Шведских послов особенно беспокоило присутствие в Москве австрийских дипломатов. В записке о причинах войны они выражали убеждение, что именно эти посланники настроили царя против Карла Густава[206]. Австрийское посольство во главе с А. Алегретти и Т. Лорбахом было отправлено из Вены в июне 1655 г. с предложением посредничества императора на мирных переговорах между Алексеем Михайловичем и Яном Казимиром. Добравшись до Москвы в октябре, посланники ждали здесь возвращения царя из похода[207]. Русско-австрийские переговоры начались 17 декабря 1655 г. Сделанная в Посольском приказе запись переговоров показывает, что подозрения шведских дипломатов не имели оснований. Хотя предложение о посредничестве противоречило шведским внешнеполитическим планам, никаких враждебных высказываний ни о Карле Густаве, ни о его враждебных по отношению к России планах австрийские посланники не сделали. Приписывать им значительную роль в принятии решения о войне нет оснований. Однако определенное влияние на позицию русского правительства русско-австрийские переговоры оказали.
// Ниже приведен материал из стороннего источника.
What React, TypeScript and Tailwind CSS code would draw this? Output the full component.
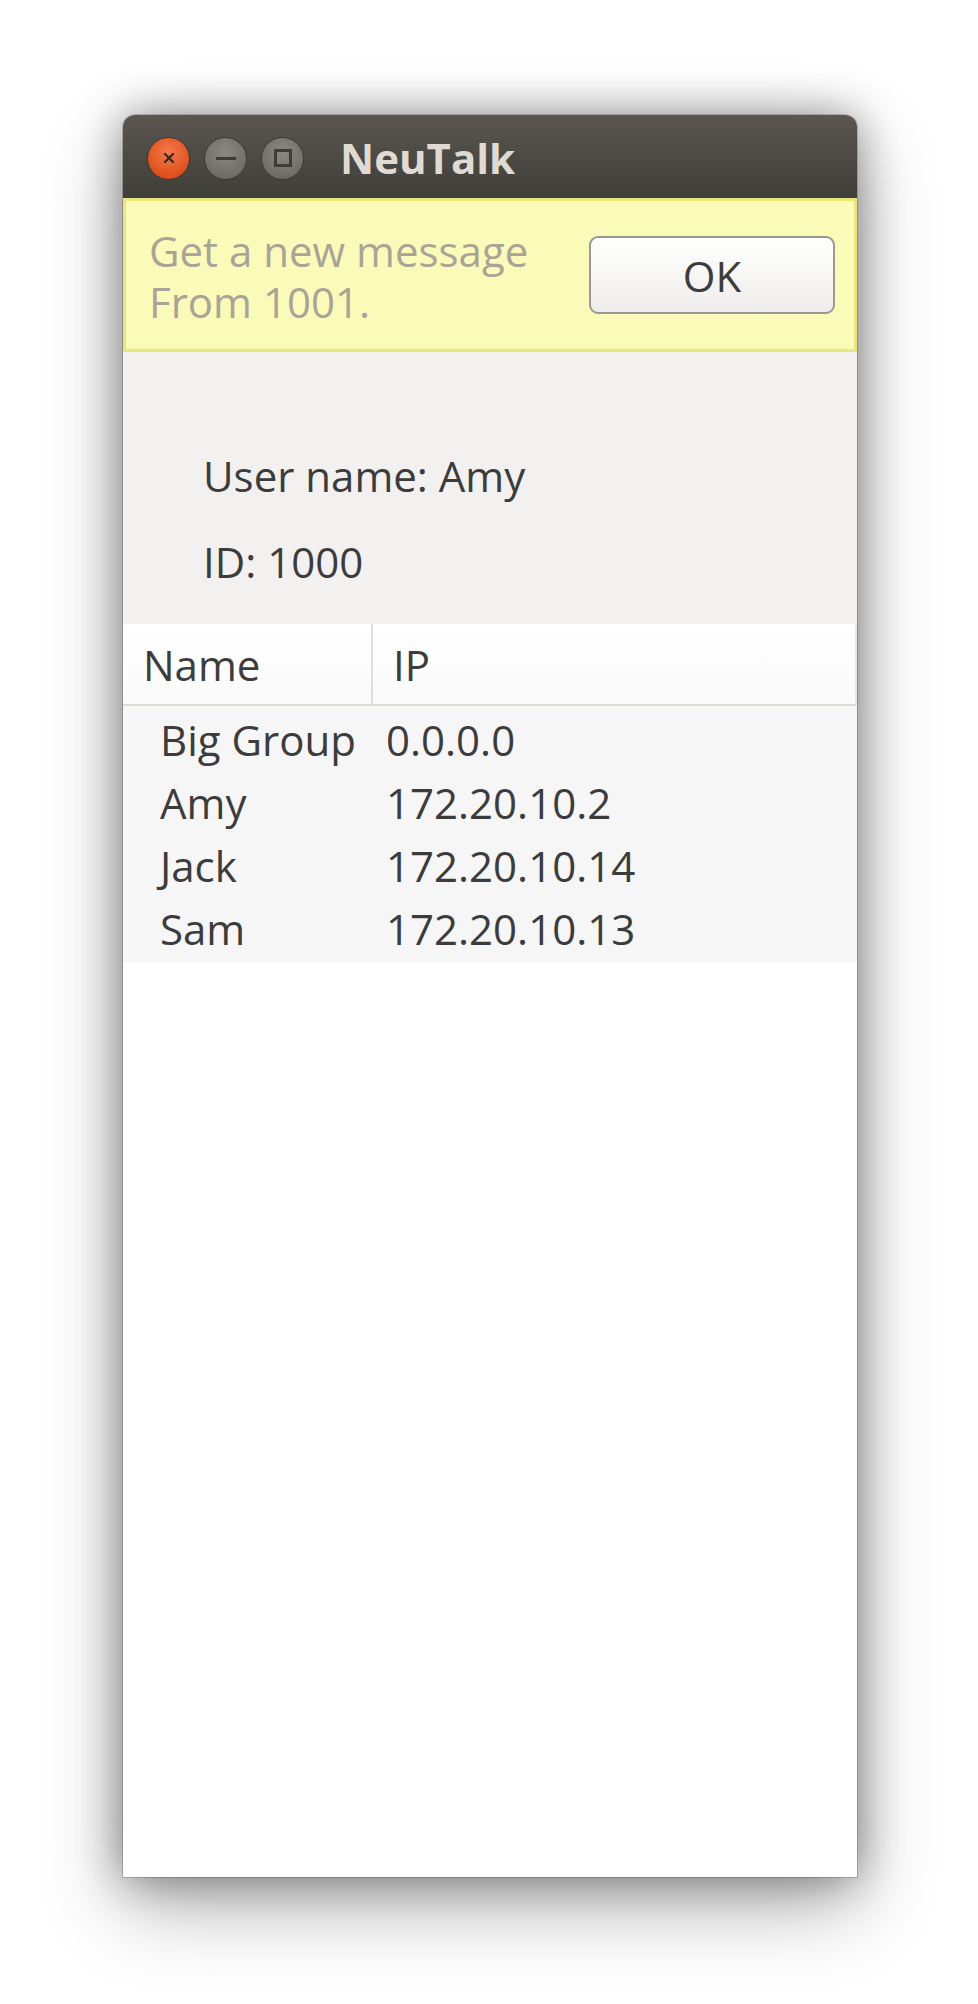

На предложение о посредничестве царь очень быстро дал положительный ответ, предложив, чтобы Ян Казимир прислал своих представителей в Москву к 1 мая 1656 г.[208]. В начале января 1656 г. в Вену отправился гонец Г. Богданов с «опасной грамотой» для польских послов[209]. Однако в условиях, сложившихся в конце 1655 г., это предложение большого интереса для русской стороны не представляло. Советникам царя было хорошо известно, что Ян Казимир находится «во изгнании», а шведы «безпрестанно Польскую землю воюют и городов доставают». Они спрашивали своих австрийских собеседников: «Коли уж свейской всем завладеет, и в то время что делать и с кем будет мириться»?[210]. Австрийские посланники заверяли, что положение не безнадежно. Католическое духовенство, которое очень влиятельно в Польше, не сможет «ужиться» «с лютеры и с кальвины» – с еретиками-шведами. Да и, кроме того, «папа и цесарь, и короли Ишпаньской и Францужской и иные християнские государи, которые католицкой веры… своей католицкой вере загинуть не дадут»[211]. Сообщение о том, что Речь Посполитая может рассчитывать в войне со шведами на внешнюю помощь, не могло не привлечь внимания участвовавших в переговорах бояр[212] и главы Посольского приказа думного дьяка Алмаза Иванова. На встрече 24 декабря австрийским собеседникам был задан прямой вопрос: «Цесарскому величеству за польского короля на шведа стоять ли?». Ответ австрийских послов на этот вопрос заслуживает внимания. Посланники заявили, что еще летом 1655 г. император начал набор войска и новые усилия в этом плане были предприняты осенью. «И буде царское величество с королем польским мир учинит, и цесарское величество, чают, что польскому королю помогать учнят»[213].
Эти заявления явно расходились с той политикой, которую проводило австрийское правительство во время пребывания посланников в Москве. Начиная с августа 1655 г. и король Ян Казимир и сенаторы неоднократно обращались в Вену с просьбами о помощи[214], но император ограничился тем, что предоставил Яну Казимиру и его сторонникам прием в своих владениях в Силезии и обратился к Карлу Густаву с предложением о посредничестве[215] и не было каких-либо признаков, что австрийская политика в близком будущем может измениться.